Mine Eyes Have Seen the Glory of the Coming of Lacrosse

FOXBORO, MA - MAY 28: Davis Butts #7 of the Loyola Greyhounds shows off the trophy to the fans after they defeated the Maryland Terripans 9-3 in the 2012 NCAA Division I Men's Lacrosse Championship game at Gillette Stadium on May 28, 2012 in Foxboro, Massachusetts. (Photo by Winslow Townson/Getty Images)

I know intersquad fall scrimmages are right around the corner -- UMBC appears to be kicking everything off tomorrow when it faces Japan's Keio University at UMBC Stadium -- but I have to make a stark admission: My brain is already moving toward the 2013 season. This is the cross I bear; do not weep for me.

Part of this is due to the fact that schools are already announcing their schedules for next year -- High Point and Marquette (both entering their first seasons of competition that feature around a dozen games likely to create pain) are the early announcers -- and part of this is due to the really exciting fact that 2013 has the potential to be the most high-profile season ever for Division I lacrosse. The reason for this isn't going to shatter many brains, but it likely requires the bare minimum of elucidation: There will be televised next season -- through various mediums -- more games than have ever been televised before. (Writing that sentence made my pants a little tight.)

To the important bullet points!

  • NBC Sports Network, under its new deal with the Ivy League, will televise up to four men's lacrosse games in 2013. With Princeton and Cornell expected to be among the stronger teams in the country next season and the rest of the league looking competitively balanced behind those top two, a national audience will have the opportunity to drink in some really solid action. As things stand currently, the Ivy League is probably the second-strongest conference on a top-to-bottom basis, and more exposure to their brawls is an awesome thing. Just think: Last year Princeton and Yale played a five overtime masterpiece of insanity; there's the potential that the world will actually be able to watch that in 2013. I want that, babycakes.
  • CBS Sports Network, under its deal with the Patriot League, will televise a minimum -- not maximum -- of four regular season games and all three Patriot League Tournament games next year.
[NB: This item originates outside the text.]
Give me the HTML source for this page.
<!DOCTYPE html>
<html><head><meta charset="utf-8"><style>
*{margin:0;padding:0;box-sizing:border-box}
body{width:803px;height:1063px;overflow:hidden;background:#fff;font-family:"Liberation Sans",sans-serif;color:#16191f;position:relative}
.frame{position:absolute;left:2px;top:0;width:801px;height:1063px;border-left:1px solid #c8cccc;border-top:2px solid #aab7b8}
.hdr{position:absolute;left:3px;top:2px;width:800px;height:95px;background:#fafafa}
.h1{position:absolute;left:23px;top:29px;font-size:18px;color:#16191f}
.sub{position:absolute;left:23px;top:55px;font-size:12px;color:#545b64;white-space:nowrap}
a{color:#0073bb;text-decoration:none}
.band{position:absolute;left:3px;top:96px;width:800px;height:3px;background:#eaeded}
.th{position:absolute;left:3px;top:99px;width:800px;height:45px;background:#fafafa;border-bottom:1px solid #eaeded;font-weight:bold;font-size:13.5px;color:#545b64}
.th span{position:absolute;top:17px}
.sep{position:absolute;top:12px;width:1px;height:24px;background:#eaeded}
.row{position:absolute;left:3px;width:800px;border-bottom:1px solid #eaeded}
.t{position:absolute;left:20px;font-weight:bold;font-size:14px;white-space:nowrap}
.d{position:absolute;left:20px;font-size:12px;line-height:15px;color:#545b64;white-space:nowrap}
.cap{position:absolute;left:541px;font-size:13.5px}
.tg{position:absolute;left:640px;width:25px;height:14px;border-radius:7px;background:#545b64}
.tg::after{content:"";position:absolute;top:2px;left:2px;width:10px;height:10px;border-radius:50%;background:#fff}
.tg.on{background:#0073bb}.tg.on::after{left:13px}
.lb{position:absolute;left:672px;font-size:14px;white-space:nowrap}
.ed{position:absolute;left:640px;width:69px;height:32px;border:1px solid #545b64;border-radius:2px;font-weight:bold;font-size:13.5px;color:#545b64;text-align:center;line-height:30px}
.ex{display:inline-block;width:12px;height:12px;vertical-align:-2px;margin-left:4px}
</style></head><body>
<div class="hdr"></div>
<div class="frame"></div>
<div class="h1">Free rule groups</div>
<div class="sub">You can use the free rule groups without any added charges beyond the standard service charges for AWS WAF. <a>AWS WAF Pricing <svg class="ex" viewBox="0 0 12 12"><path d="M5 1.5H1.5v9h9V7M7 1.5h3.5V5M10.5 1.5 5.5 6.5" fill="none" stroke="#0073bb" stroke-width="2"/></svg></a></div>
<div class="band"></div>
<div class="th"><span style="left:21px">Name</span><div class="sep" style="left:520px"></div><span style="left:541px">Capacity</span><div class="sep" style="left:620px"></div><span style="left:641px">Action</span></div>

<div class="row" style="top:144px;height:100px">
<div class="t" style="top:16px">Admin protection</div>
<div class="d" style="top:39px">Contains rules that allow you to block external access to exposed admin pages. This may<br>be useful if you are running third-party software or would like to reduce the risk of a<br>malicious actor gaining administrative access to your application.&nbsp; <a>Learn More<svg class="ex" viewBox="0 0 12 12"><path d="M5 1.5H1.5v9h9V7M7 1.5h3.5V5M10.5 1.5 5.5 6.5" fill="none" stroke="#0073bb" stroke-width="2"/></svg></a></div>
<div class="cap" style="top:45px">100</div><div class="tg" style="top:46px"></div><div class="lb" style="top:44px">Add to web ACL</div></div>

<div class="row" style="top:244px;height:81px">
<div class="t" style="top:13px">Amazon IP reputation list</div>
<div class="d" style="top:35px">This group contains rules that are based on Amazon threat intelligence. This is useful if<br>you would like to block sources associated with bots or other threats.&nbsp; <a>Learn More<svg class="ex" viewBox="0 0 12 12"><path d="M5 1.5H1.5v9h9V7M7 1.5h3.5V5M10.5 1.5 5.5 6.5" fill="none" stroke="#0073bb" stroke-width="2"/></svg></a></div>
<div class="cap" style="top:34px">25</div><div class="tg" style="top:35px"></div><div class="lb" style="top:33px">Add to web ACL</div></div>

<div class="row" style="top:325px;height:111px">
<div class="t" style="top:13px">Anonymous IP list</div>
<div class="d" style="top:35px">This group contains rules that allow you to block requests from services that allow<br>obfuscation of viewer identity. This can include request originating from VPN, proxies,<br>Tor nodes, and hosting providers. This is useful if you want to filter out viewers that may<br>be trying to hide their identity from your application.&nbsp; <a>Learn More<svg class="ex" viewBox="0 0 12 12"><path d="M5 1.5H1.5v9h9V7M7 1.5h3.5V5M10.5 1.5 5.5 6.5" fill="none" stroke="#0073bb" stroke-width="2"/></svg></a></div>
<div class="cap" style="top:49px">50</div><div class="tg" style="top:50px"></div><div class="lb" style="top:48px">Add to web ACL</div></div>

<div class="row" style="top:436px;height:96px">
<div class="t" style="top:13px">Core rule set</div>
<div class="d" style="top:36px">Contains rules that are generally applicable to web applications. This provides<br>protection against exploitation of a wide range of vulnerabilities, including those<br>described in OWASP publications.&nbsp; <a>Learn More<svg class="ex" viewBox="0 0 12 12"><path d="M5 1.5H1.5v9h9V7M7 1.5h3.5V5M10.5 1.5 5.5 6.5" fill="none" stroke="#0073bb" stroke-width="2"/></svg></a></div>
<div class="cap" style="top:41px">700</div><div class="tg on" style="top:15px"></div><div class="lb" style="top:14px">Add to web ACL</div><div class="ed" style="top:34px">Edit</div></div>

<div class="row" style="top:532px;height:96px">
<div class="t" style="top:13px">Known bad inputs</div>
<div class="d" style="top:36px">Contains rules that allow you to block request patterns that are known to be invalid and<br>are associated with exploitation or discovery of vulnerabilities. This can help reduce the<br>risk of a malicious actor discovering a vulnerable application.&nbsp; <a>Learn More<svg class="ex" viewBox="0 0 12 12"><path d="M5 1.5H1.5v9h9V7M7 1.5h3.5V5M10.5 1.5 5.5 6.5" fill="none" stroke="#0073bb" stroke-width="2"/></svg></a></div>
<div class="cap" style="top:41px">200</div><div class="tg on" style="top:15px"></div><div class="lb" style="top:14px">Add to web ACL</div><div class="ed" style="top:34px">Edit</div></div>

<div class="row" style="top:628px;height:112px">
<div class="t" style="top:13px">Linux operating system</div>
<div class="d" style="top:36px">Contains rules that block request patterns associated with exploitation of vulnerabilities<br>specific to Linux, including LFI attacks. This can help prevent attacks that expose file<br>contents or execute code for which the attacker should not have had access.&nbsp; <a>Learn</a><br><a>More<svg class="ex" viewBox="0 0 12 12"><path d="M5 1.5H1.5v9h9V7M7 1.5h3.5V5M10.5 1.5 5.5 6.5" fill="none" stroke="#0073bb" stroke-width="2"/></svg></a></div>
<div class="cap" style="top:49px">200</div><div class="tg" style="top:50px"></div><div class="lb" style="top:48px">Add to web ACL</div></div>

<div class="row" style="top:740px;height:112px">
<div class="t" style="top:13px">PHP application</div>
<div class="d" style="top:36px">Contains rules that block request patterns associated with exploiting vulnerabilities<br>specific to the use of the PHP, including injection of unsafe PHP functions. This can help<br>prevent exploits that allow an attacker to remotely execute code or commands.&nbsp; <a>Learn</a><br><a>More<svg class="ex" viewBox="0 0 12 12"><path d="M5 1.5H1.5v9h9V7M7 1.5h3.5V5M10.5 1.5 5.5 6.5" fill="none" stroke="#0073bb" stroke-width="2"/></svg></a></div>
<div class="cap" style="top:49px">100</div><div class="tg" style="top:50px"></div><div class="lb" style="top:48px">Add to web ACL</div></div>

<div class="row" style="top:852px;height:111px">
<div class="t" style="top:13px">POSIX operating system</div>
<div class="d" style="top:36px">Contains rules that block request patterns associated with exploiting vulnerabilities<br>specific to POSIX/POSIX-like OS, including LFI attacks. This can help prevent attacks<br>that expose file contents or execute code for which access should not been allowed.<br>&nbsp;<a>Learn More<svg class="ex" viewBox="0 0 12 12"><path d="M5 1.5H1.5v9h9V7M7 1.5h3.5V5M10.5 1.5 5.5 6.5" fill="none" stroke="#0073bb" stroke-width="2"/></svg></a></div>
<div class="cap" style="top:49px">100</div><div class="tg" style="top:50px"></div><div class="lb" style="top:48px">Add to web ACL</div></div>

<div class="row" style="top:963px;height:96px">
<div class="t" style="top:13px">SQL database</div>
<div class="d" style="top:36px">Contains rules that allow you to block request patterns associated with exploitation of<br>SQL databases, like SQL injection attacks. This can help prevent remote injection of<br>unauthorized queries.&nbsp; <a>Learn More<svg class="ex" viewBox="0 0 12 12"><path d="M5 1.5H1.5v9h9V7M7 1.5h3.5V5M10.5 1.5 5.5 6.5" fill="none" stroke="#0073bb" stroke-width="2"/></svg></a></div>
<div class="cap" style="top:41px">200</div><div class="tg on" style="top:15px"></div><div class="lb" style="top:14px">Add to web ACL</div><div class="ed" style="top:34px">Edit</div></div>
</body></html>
My excitement level around this fact is the equivalent to the government announcing that we, as a society, have perfected the technology to develop and market Jetson-like personal transportation vehicles and they will be made available at an affordable cost. The opportunity to watch Lehigh and Colgate slug it out -- on TV! -- for the top spot in the league is going to be great; throw in Army, Navy, and Bucknell looking like foils to potentially put the league in a flat-spin of opaqueness and the juice gets even sweeter. Folks, in the overall, have really missed out on what's been happening in the Patriot League over the last few seasons and have been, instead, forced into the hegemony of super-elite Division I lacrosse. Hopefully this television package will continue to spread the wealth and let people see that there's great lacrosse being played outside the ACC, Homewood Field, and the Carrier Dome.
  • ESPN and its various outlets will, more likely than not, continue to carry the flag for college lacrosse coverage. With its Big East, ACC, and Hopkins package -- not to mention the sundry of games that seem to appear on ESPN3 with no rhyme or reason other than that they exist -- ESPN is likely to unload its inventory, again, on the nation (even with less than stellar ratings). It's just not the NCAA Tournament that gets the four-letter network treatment; we're staring at a solid catalogue of games from March through May that should keep everyone satisfied.
  • There's so much web-based content rolling around that it's hard to track. Schools are making available -- on both a fee and free basis -- all kinds of games that aren't getting the idiot box treatment. It's fabulous that I can plop down a couple of bucks and get a Drexel game a la carte; I can get Villanova against Bucknell with button clicks; Sacred Heart against Hartford is just a link away. The video isn't always anything near professional, but does that really matter? It's available, and that's the most important thing.

I'm pumped, you guys. This is going to be the best year ever, if only because it'll be the season in which we're all able to see more games than we've ever seen before.